Our position

1. The issue: There is currently no state policy to address the movement of wolves from Wyoming into Colorado but biologists know wolves have already crossed into Colorado. The Colorado elk herd (especially NW CO along the border with WY) is the largest and most densely populated in the US, so it's logical to assume that wolves will quickly flourish with an abundance of food. The impact of wolves on elk, deer, and moose populations is well documented in Wyoming, Montana, Idaho, and elsewhere. All of these states have seen precipitous declines in large ungulates attributable to wolves (and grizzlies, in some cases). Wildlife recreation--including big game hunting--is a $3 billion year industry in Colorado, so a decline in elk and other big game numbers will negatively impact license and tourism revenues and hundreds of jobs as has been the case in nearby states. 
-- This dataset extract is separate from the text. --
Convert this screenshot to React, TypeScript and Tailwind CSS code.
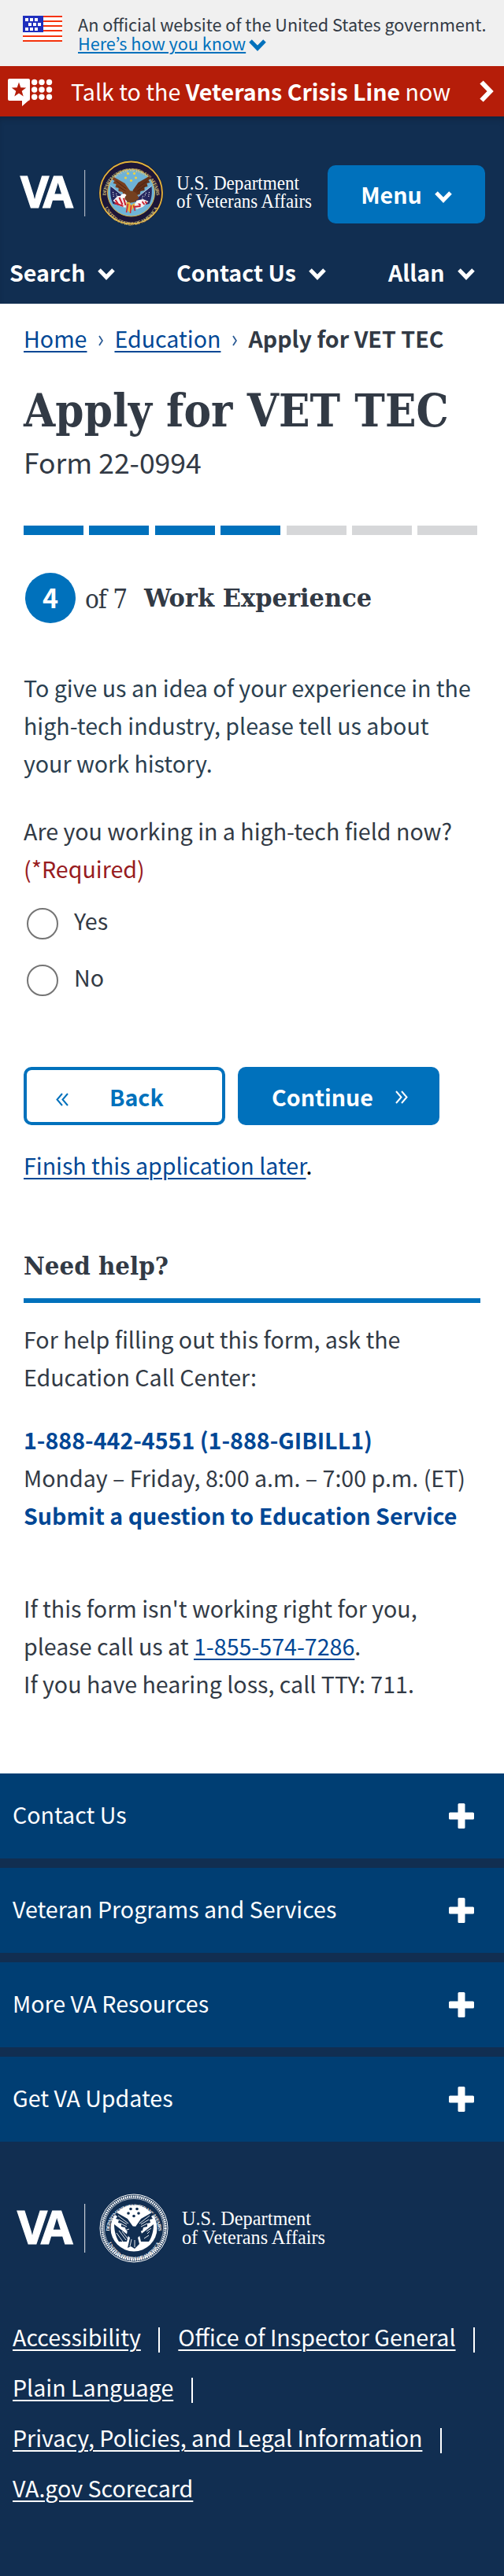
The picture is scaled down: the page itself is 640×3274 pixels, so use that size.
import React from 'react';

const SANS = "font-['Noto_Sans_CJK_JP','Noto_Sans',sans-serif]";
const SLAB = "font-['DejaVu_Serif_Condensed','DejaVu_Serif',serif] [font-stretch:condensed]";

function ChevronDown({ className = '' }: { className?: string }) {
  return (
    <svg width="22" height="15" viewBox="0 0 22 15" fill="none" stroke="currentColor" strokeWidth="5" className={`shrink-0 ${className}`}>
      <path d="M2 2l9 9.300L20 2" />
    </svg>
  );
}

function ChevronRight({ className = '' }: { className?: string }) {
  return (
    <svg width="18" height="28" viewBox="0 0 18 28" fill="none" stroke="currentColor" strokeWidth="6" className={`shrink-0 ${className}`}>
      <path d="M2.500 2.500L13.600 14 2.500 25.500" />
    </svg>
  );
}

function Flag() {
  return (
    <svg width="50" height="33" viewBox="0 0 50 33" shapeRendering="crispEdges" className="mt-px">
      <rect width="50" height="33" fill="#fff" />
      {[0, 6, 12, 18, 25, 31].map((y) => (
        <rect key={y} y={y} width="50" height="2.400" fill="#f5330c" />
      ))}
      <rect width="26" height="21" fill="#1f2fbd" />
      {[[3, 3], [9, 3], [15, 3], [7, 9], [13, 9], [19, 9], [3, 15], [9, 15], [15, 15]].map(([x, y]) => (
        <rect key={`${x}-${y}`} x={x} y={y} width="4" height="4" fill="#fff" />
      ))}
    </svg>
  );
}

function CrisisIcon() {
  return (
    <svg width="57" height="36" viewBox="0 0 57 36" fill="#fff" className="mt-1">
      <path d="M2 0h24a2 2 0 0 1 2 2v24a2 2 0 0 1-2 2l-8 7v-7H2a2 2 0 0 1-2-2V2a2 2 0 0 1 2-2z" />
      <path fill="#b51d09" d="M14 4.500l2.300 6.800 6.900.1-5.500 4.300 2 6.800-5.700-4-5.700 4 2-6.800L4.800 11.400l6.900-.1z" />
      {[4.500, 14, 23.300].map((y) => [33.700, 43, 52.500].map((x) => <circle key={`${x}-${y}`} cx={x} cy={y} r="3.700" />))}
    </svg>
  );
}

function Ring({ id, cx, cy, r, fill, size }: { id: string; cx: number; cy: number; r: number; fill: string; size: number }) {
  const b = r + size * 0.7;
  return (
    <g fill={fill} fontFamily="Liberation Serif" fontWeight="700" fontSize={size}>
      <path id={`${id}-top`} d={`M${cx - r} ${cy + 5}A${r} ${r} 0 1 1 ${cx + r} ${cy + 5}`} fill="none" />
      <path id={`${id}-bottom`} d={`M${cx - b} ${cy + 5}A${b} ${b} 0 0 0 ${cx + b} ${cy + 5}`} fill="none" />
      <text textAnchor="middle">
        <textPath href={`#${id}-top`} startOffset="50%" textLength={r * 3.05}>DEPARTMENT OF VETERANS AFFAIRS</textPath>
      </text>
      <text textAnchor="middle">
        <textPath href={`#${id}-bottom`} startOffset="50%" textLength={b * 2.35}>UNITED STATES OF AMERICA</textPath>
      </text>
    </g>
  );
}

const STAR_SPOTS = [[-4, -24.500], [4, -24.500], [-7, -19], [6, -19], [0, -15.500]];
const WING = 'M-1 -2L-8 -12-22 -20-24 -17-21 -15-23 -12-19 -11-20 -7-16 -6-16 -2-11 -1-10 3-2 5z';

function ColorSeal({ cx, cy }: { cx: number; cy: number }) {
  return (
    <g>
      <circle cx={cx} cy={cy} r="41" fill="#1c1638" />
      <circle cx={cx} cy={cy} r="39.500" fill="none" stroke="#e3b53a" strokeWidth="1.800" />
      <circle cx={cx} cy={cy} r="30" fill="#6fb3d6" stroke="#d9b13f" strokeWidth="1" />
      <Ring id="color" cx={cx} cy={cy} r={32} fill="#d8c27a" size={6.200} />
      <g transform={`translate(${cx} ${cy})`}>
        {STAR_SPOTS.map(([x, y]) => <circle key={`${x},${y}`} cx={x} cy={y} r="1.600" fill="#f2d13d" />)}
        <path d="M-26 -8L-3 9l-7 8-13-3c-3-6-4-14-3-22zM26 -8L3 9l7 8 13-3c3-6 4-14 3-22z" fill="#25275e" />
        <path d="M-26 -9L-8 6M26 -9L8 6" stroke="#d8d8e2" strokeWidth=".8" />
        <path d="M-23 10l6-6 8 0 4 5-2 10-7-2zM22 11l-7-3-8 2-3 5 3 6 8-3z" fill="#f3eeee" />
        <path d="M-20 9l4 6M-15 6l4 9M-10 5l3 11M-21 13l11 4M8 12l4 4M13 10l4 5M18 11l2 3M3 18l9-1" stroke="#c8202f" strokeWidth="2" />
        <path d="M-23 -1l1 7M-19 1l1 4M19 0l-2 5M23 -1l-1 7M15 4l-1 4" stroke="#fff" strokeWidth="1.200" strokeDasharray="1 1.500" />
        <path d={WING} fill="#7a3f1e" />
        <path d={WING} transform="translate(1 -1) scale(-1 1)" fill="#633017" />
        <path d="M-8 1c4-5 11-4 15 0l3 6-6 5-7 1-5-5z" fill="#75401f" />
        <path d="M-19 -15L-6 -5M-18 -9L-7 -2M20 -15L8 -6M18 -9L8 -2" stroke="#4a2412" strokeWidth="1" />
        <path d="M-14 5c1-4 6-5 8-2l-3 4-4-1z" fill="#fff" />
        <path d="M7 10l8-1-2 4-6 1z" fill="#fff" />
        <path d="M-6 12l4 0 2 4 4-3 1 3-4 6-3 3-4-4z" fill="#e6b73d" />
        <path d="M-4 14l-2 11M0 16l-1 10M3 16l2 7" stroke="#cf2633" strokeWidth="1.500" />
      </g>
    </g>
  );
}

function MonoSeal({ cx, cy }: { cx: number; cy: number }) {
  return (
    <g>
      <circle cx={cx} cy={cy} r="43" fill="#112e51" stroke="#fff" strokeWidth="1" />
      <circle cx={cx} cy={cy} r="40" fill="none" stroke="#fff" strokeWidth="3.200" strokeDasharray="1.700 0.900" />
      <circle cx={cx} cy={cy} r="37.600" fill="none" stroke="#fff" strokeWidth=".6" />
      <circle cx={cx} cy={cy} r="29.500" fill="#fff" />
      <Ring id="mono" cx={cx} cy={cy} r={31.300} fill="#fff" size={6.200} />
      <g transform={`translate(${cx} ${cy})`} fill="#112e51">
        {STAR_SPOTS.map(([x, y]) => <circle key={`${x},${y}`} cx={x} cy={y} r="1.800" />)}
        <path d={WING} />
        <path d={WING} transform="translate(1) scale(-1 1)" />
        <path d="M-8 1c4-5 12-4 16 0l2 6-6 6-8 0-5-5z" />
        <path d="M-25 -5L-7 9l-2 8-10 0c-4-6-6-14-6-22zM25 -5L7 9l2 8 10 0c4-6 6-14 6-22z" />
        <path d="M-5 12l10 0 2 8-6 6-5-3-4 2z" />
        <path d="M-22 6l8 11M-19 3l9 12M-15 4l7 9M20 4l-3 3M22 0l-6 4M19 9l-6 4M-20 -16L-7 -6M-19 -11l10 6M-17 -6l8 4M20 -16L7 -6M19 -11L9 -5M17 -6L9 -2M-3 14l-2 9M1 15l0 9M-12 3l6 -2" stroke="#fff" strokeWidth=".9" />
      </g>
    </g>
  );
}

function HeaderLogo() {
  return (
    <svg width="390" height="86" viewBox="20 202 390 86" fill="#fff" className="shrink-0 overflow-visible">
      <text x="26 54.500" y="264" fontFamily="Open Sans" fontWeight="700" fontSize="55.500" stroke="#fff" strokeWidth="1.200">VA</text>
      <rect x="107" y="216" width="1.200" height="59" fill="#a9b3c0" />
      <ColorSeal cx={166.500} cy={245} />
      <g fontFamily="Liberation Serif" fontSize="24.500">
        <text x="224" y="241" textLength="156" lengthAdjust="spacingAndGlyphs">U.S. Department</text>
        <text x="224" y="264" textLength="172" lengthAdjust="spacingAndGlyphs">of Veterans Affairs</text>
      </g>
    </svg>
  );
}

function FooterLogo() {
  return (
    <svg width="420" height="90" viewBox="16 2787 420 90" fill="#fff" className="overflow-visible">
      <text x="22 52" y="2852" fontFamily="Open Sans" fontWeight="700" fontSize="58.500" stroke="#fff" strokeWidth="1.200">VA</text>
      <rect x="107" y="2801" width="1.200" height="62" fill="#c4cbd4" />
      <MonoSeal cx={170} cy={2832} />
      <g fontFamily="Liberation Serif" fontSize="26">
        <text x="231" y="2828" textLength="164" lengthAdjust="spacingAndGlyphs">U.S. Department</text>
        <text x="231" y="2852" textLength="182" lengthAdjust="spacingAndGlyphs">of Veterans Affairs</text>
      </g>
    </svg>
  );
}

function Crumb() {
  return (
    <svg width="6" height="14" viewBox="0 0 6 14" className="mt-1.5" fill="none" stroke="#2a5a94" strokeWidth="1.800">
      <path d="M1 1l4 6-4 6" />
    </svg>
  );
}

function Guillemet({ className }: { className: string }) {
  return (
    <svg width="16" height="17" viewBox="0 0 16 17" fill="none" stroke="currentColor" strokeWidth="2" className={className}>
      <path d="M8 1L1.500 8.500 8 16M15 1L8.500 8.500 15 16" />
    </svg>
  );
}

function NavItem({ label, className = '' }: { label: string; className?: string }) {
  return (
    <button className={`flex items-center gap-4 leading-[48px] font-bold text-white ${className}`}>
      {label}
      <ChevronDown className="mt-1" />
    </button>
  );
}

function Radio({ label }: { label: string }) {
  return (
    <label className="flex h-[72px] items-start">
      <span className="mt-2 ml-1 size-10 rounded-full border-2 border-[#757575] bg-white" />
      <span className="ml-5">{label}</span>
    </label>
  );
}

const LINK = 'underline decoration-2 underline-offset-[4px]';

function FooterLink({ label, last = false }: { label: string; last?: boolean }) {
  return (
    <li className="flex items-center">
      <a className={LINK}>{label}</a>
      {!last && <span className="mr-[23px] ml-[22.5px] mt-2 h-8 w-0.5 bg-white" />}
    </li>
  );
}

export default function App() {
  return (
    <div className={`w-[640px] overflow-hidden bg-white text-[28.6px] leading-[48px] whitespace-nowrap text-[#323a45] ${SANS}`}>
      <div className="flex h-[84px] bg-[#f0f0f0] pt-[19px] pl-[29px]">
        <Flag />
        <div className="ml-5 text-[21.6px] leading-6">
          <p>An official website of the United States government.</p>
          <p className="flex items-center text-[#0071bc]">
            <a className="underline decoration-2 underline-offset-2">Here’s how you know</a>
            <ChevronDown className="mt-1 ml-1" />
          </p>
        </div>
      </div>

      <div className="flex h-16 items-center bg-[#b51d09] px-2.5 text-white">
        <CrisisIcon />
        <p className="ml-[23px] w-[500px]">
          Talk to the <b>Veterans Crisis Line</b> now
        </p>
        <ChevronRight className="ml-[19px]" />
      </div>

      <header className="h-[238px] bg-[#112e51] pt-[54px] shadow-[inset_0_6px_8px_-4px_rgba(0,0,0,0.25)]">
        <div className="flex items-start pl-5">
          <HeaderLogo />
          <button className="mt-2 ml-1.5 flex h-[74px] w-[200px] items-center justify-center gap-4 rounded-[10px] bg-[#0071bc] font-bold text-white">
            Menu
            <ChevronDown className="mt-1.5" />
          </button>
        </div>
        <nav className="mt-[34px] flex">
          <NavItem label="Search" className="ml-3 w-[212px]" />
          <NavItem label="Contact Us" className="w-[269px]" />
          <NavItem label="Allan" />
        </nav>
      </header>

      <main className="h-[1868px] px-[30px]">
        <nav className="flex items-center gap-[14.5px] pt-5">
          <a className={`text-[#004795] ${LINK}`}>Home</a>
          <Crumb />
          <a className={`text-[#004795] ${LINK}`}>Education</a>
          <Crumb />
          <b>Apply for VET TEC</b>
        </nav>
        <h1 className={`mt-8 text-[57.6px] leading-[72px] font-bold tracking-[0.1px] ${SLAB}`}>Apply for VET TEC</h1>
        <p className="mt-[5px] text-[35.5px]">Form 22-0994</p>

        <div className="mt-[57px] flex h-3 gap-[7.4px]">
          {[1, 2, 3, 4, 5, 6, 7].map((n) => (
            <span key={n} className={n <= 4 ? 'w-[76px] bg-[#0071bc]' : 'w-[76px] bg-[#d6d7d9]'} />
          ))}
        </div>

        <div className="mt-12 flex h-16 items-center">
          <span className="ml-0.5 flex size-16 items-center justify-center rounded-full bg-[#0071bc] pb-0.5 text-[34px] font-bold text-white">4</span>
          <span className={`mt-1 ml-3 w-[75px] text-[33px] tracking-[-1px] ${SLAB}`}>of 7</span>
          <h2 className={`w-max origin-left scale-x-[1.06] text-[32px] font-bold ${SLAB}`}>Work Experience</h2>
        </div>

        <p className="mt-[58px] text-[#2b3f50]">
          To give us an idea of your experience in the<br />high-tech industry, please tell us about<br />your work history.
        </p>
        <p className="mt-[38px]">
          Are you working in a high-tech field now?<br />
          <span className="text-[#981b1e]">(*Required)</span>
        </p>
        <div className="mt-[18px]">
          <Radio label="Yes" />
          <Radio label="No" />
        </div>

        <div className="mt-[66px] flex gap-4 font-bold">
          <button className="flex h-[74px] w-64 items-center rounded-[10px] border-4 border-[#0071bc] pt-0.5 pl-[37px] text-[#0071bc]">
            <Guillemet className="mt-1.5" />
            <span className="ml-[52px]">Back</span>
          </button>
          <button className="flex h-[74px] w-64 items-center rounded-[10px] bg-[#0071bc] pt-0.5 pl-[43px] text-white">
            <span className="w-[157px] text-left">Continue</span>
            <Guillemet className="rotate-180" />
          </button>
        </div>
        <p className="mt-[27px] text-black">
          <a className={`text-[#004795] ${LINK}`}>Finish this application later</a>.
        </p>

        <h3 className={`mt-20 w-max origin-left scale-x-[1.02] text-[32px] font-bold ${SLAB}`}>Need help?</h3>
        <div className="mt-[17px] h-1.5 bg-[#0071bc]" />
        <p className="mt-[22px]">
          For help filling out this form, ask the<br />Education Call Center:
        </p>
        <p className="mt-8">
          <b className="text-[#004795]">1-888-442-4551 (1-888-GIBILL1)</b><br />
          Monday – Friday, 8:00 a.m. – 7:00 p.m. (ET)<br />
          <b className="text-[#004795]">Submit a question to Education Service</b>
        </p>
        <p className="mt-[70px]">
          If this form isn't working right for you,<br />
          please call us at <a className={`text-[#004795] ${LINK}`}>1-855-574-7286</a>.<br />
          If you have hearing loss, call TTY: 711.
        </p>
      </main>

      <footer className="h-[1020px] bg-[#112e51] text-white">
        <ul className="flex flex-col gap-3">
          {['Contact Us', 'Veteran Programs and Services', 'More VA Resources', 'Get VA Updates'].map((t) => (
            <li key={t} className="flex h-[108px] items-center justify-between bg-[#003e73] pr-[38px] pl-4">
              <span className="pb-1">{t}</span>
              <svg width="32" height="32" viewBox="0 0 32 32" fill="#fff">
                <rect x="11.500" width="9" height="32" rx="1.500" />
                <rect y="11.500" width="32" height="9" rx="1.500" />
              </svg>
            </li>
          ))}
        </ul>
        <div className="mt-[65px] h-[90px] pl-4">
          <FooterLogo />
        </div>
        <ul className="mt-[61px] flex flex-wrap pl-4 leading-[64px]">
          <FooterLink label="Accessibility" />
          <FooterLink label="Office of Inspector General" />
          <FooterLink label="Plain Language" />
          <li className="w-[300px]" />
          <FooterLink label="Privacy, Policies, and Legal Information" />
          <FooterLink label="VA.gov Scorecard" last />
        </ul>
      </footer>
    </div>
  );
}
Our position: Wolf management in Colorado should reside under the jurisdiction of the state's wildlife experts. There should be no governmental introduction of wolves into Colorado given the potential for serious wildlife, recreation, and economic impacts. Brauchler supports the position taken by neighboring Republican Governor's Martinez, Herbert, and Ducey (NM, AZ, UT), which calls for states to have the right to manage wolves consistent with scientifically based wildlife management practices.

2. The issue - Colorado Parks & Recreation and Division of Wildlife merger: While the merger of the two agencies was intended to streamline operations and increase efficiency, neither has resulted. In fact, there is widespread dissatisfaction with the current structure of the combined agency and distrust among hunters and anglers is rampant since the DOW--a once financially prosperous agency supported largely by hunting and fishing license revenue--has now succumbed to combined agency disarray which is significantly the result of poor merger practices.  Further, staff morale is reported to be at historic lows because of confusion of roles and staff redundancies that have not been streamlined. 

Our position: Colorado needs to be a national example of sound stewardship in the Gifford Pinchot and Teddy Roosevelt sense of land management for maximum benefit in the multiple use, sustained yield model. Colorado is one of America's richest fish and wildlife states and, as such, needs a highly functioning, professional team of administrators, biologists, and communicators who employ best practices to deliver maximum access, quality, and service to the state's hunters, anglers, and parks users. As such, it's imperative that a blue ribbon panel of public (current and retired) personnel, private business owners and non-government orgranizations, and other key stakeholders be created to propose solutions that are derived from proven best practices both within state government and the private sector. The recommendations of this blue ribbon panel will guide the future structure of the agency. 

3. The issue - License fee increase:There has not been a resident hunting or fishing license fee increase since 2005. Proposals have been sent to the legislature to raise fees with a cap in those increases to adjust for inflation. 

Our position:  Any proposal to increase hunting and fishing license fees should be driven by and broadly supported by Colorado sportsmen and women. The only way to generate this support is by pursuing changes that make our state fish and wildlife agency more transparent and credible in the eyes of its customers and the people of Colorado. The best way to achieve this is a full review of the agency's operating procedures and finances (a task of the blue ribbon panel) to make sure the division is operating as efficiently as possible so that Colorado's outdoor heritage remains in tact. 

4. The issue - Federal land transfers to states: Some have advocated the transfer of federal lands to the states or even the sale of some federal lands to private interests.

Our position: We do not favor the transfer of federal lands--be they BLM, Forest Service, or former military bases to the state. However, we believe that Colorado should have a strong voice in any policy impacting the use of these federal lands within our borders. This includes maximizing recreational access of all kinds for the increased enjoyment of Coloradans and visitors. 

5. We believe that the state should pass a constitutional amendment guaranteeing the right to hunt as numerous other states have done. Such an amendment would help prevent the introduction of frivolous, non-scientifically based wildlife legislation--like that proposed by Rep. Pederson last year, which, if passed, would have banned deer hunting throughout the state. 

6. We firmly support Second Amendment rights along with conceal carry laws for those who have received proper training. We support the elimination of gun free zones which have only created targets for those looking to perpetrate crimes like we saw in Aurora and Columbine. We do not support decisions made by jurisdictions within the state who have opted not to allow conceal carry, for statistics prove that conceal carry is a significant deterrent to crime.